Many names but one family
in 1425 John Dumbleton and his wife, Emma Brockhampton built a timber framed manor house nestled deep in the Herefordshire hills. Discover the names and faces of the Brockhampton Estate and learn how despite changing names, the estate stayed in the same family for almost six hundred years.
Bernard of Brockhampton
We can link the name ‘Brockhampton’ back to Bernard of Brockhampton from records collected by the Bishop of Hereford in in 1166. This is the earliest record we have of the name and we know very little about Bernard and his household. The first known occupation of Brockhampton came after Bernard’s time however it is thought that he was responsible for building the chapel here which still stands but as a ruin.
In the late 14th century, John Dumbleton (or Domulton) married Emma Brockhampton and in 1425 they commissioned the build of Lower Brockhampton Manor. Impressive for the time the manor featured just the Great Hall and east wing, they also renovated the chapel.
Brockhampton was later passed to John and Emma’s son Philip. After Philip, it passed to his son, another John, who married Agnes Croft of nearby Croft Castle. John and Agnes had no successive male heir and so, the estate passed onto their eldest daughter Elizabeth.
Elizabeth Dumbleton married William Habington early in the 15th century. It was their grandson, Richard Habington 2nd, who made significant changes to Lower Brockhampton Manor around 1520. Richard added a kitchen wing onto the manor as well as rebuilding some of the east wing. In time, he added more ostentatious additions such as extra timbers and the Gatehouse which stills stands today. A Gatehouse was an extravagant status symbol throughout the Tudor period.
Richard and his wife Joyce Shirley had three daughters, Mary, Eleanor and Jane. In 1552, Mary’s marriage to Richard Barneby brought the longest standing family to the estate.
The Barnebys resided on the estate for an impressive almost four hundred years. When John Barneby left the estate to his nephew, Bartholomew Lutley in 1726, he demanded he changed his name to Barneby; Bartholomew was just thirteen years old at the time.
Barneby borrowed a hefty £3000 from his mothers to make improvements to the estate, the equivalent of £600,000 today.
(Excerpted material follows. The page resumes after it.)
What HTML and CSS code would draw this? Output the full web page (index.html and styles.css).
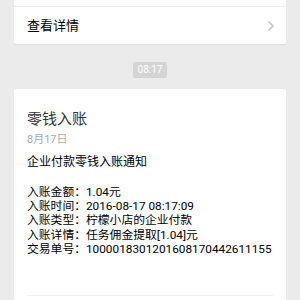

With this money he built up the four farms on the estate, which in return made Bartholomew a very wealthy man.
Bartholomew found his inherited manor dark and old fashioned, not befitting for a man of his stature in the mid eighteenth century. In 1756 he married the daughter of family friends, Betty Freeman. With Betty’s dowry of £3000 and inherited money upon his father’s death in 1764, Bartholomew contacted architect Thomas Farnolls Pritchard and commissioned the build of a stylish red brick mansion within the estate.
Lower Brockhampton Manor became a tenanted farmhouse, rented out to farming families on the estate.
Joseph and Ann Curetons’
Joseph Cureton was an important employee on the Brockhampton estate, long serving as an agricultural worker when he was promoted to ‘wagoner’ in 1861. This role was one of the most senior positions, he would be in charge of the horses; the beating heart of any Victorian farm.
Despite his status, the Curetons were not well off and most of Joseph’s earning went on food for their seven children. Lower Brockhampton Manor fell into a sorry state of repair and it is thought the family only lived within a few rooms as the others were simply too damp and cold.
In 1871, architect John Buckler was hired by John Habington Lutley to restore the manor house, determined he would not take away the manors ‘crooked charms’.
Sergeant Albert Sprague
Albert Sprague had spent his whole life on the Brockhampton Estate. His father was head gamekeeper and Albert too worked there after he had finished school as an agricultural labourer.
On 7 August 1915, Albert joined the King’s Shropshire Light Infantry and was sent to the Western Front to fight in the First World War. Tragically he lost his life on 30 November 1917, by then a Sergeant, when fighting in the Battle of Cambrai. Albert has no known grave but is commemorated at the Cambrai Memorial, Louverval.
William Dennet was one of Brockhampton’s last gamekeepers. His wife, Alice would have spent a lot of time in the kitchen of Lower Brockhampton Manor preparing meals and heating water for washing. Shooting parties were held on the estate in autumn and winter, three day long shooting parties were one of the highlights of the Edwardian social calendar.
Guests staying at the mansion would come down to Lower Brockhampton to dine. Breakfast, afternoon tea and formal dinners were always served, and sometimes luncheons; all in all keeping Alice Dennett extremely busy.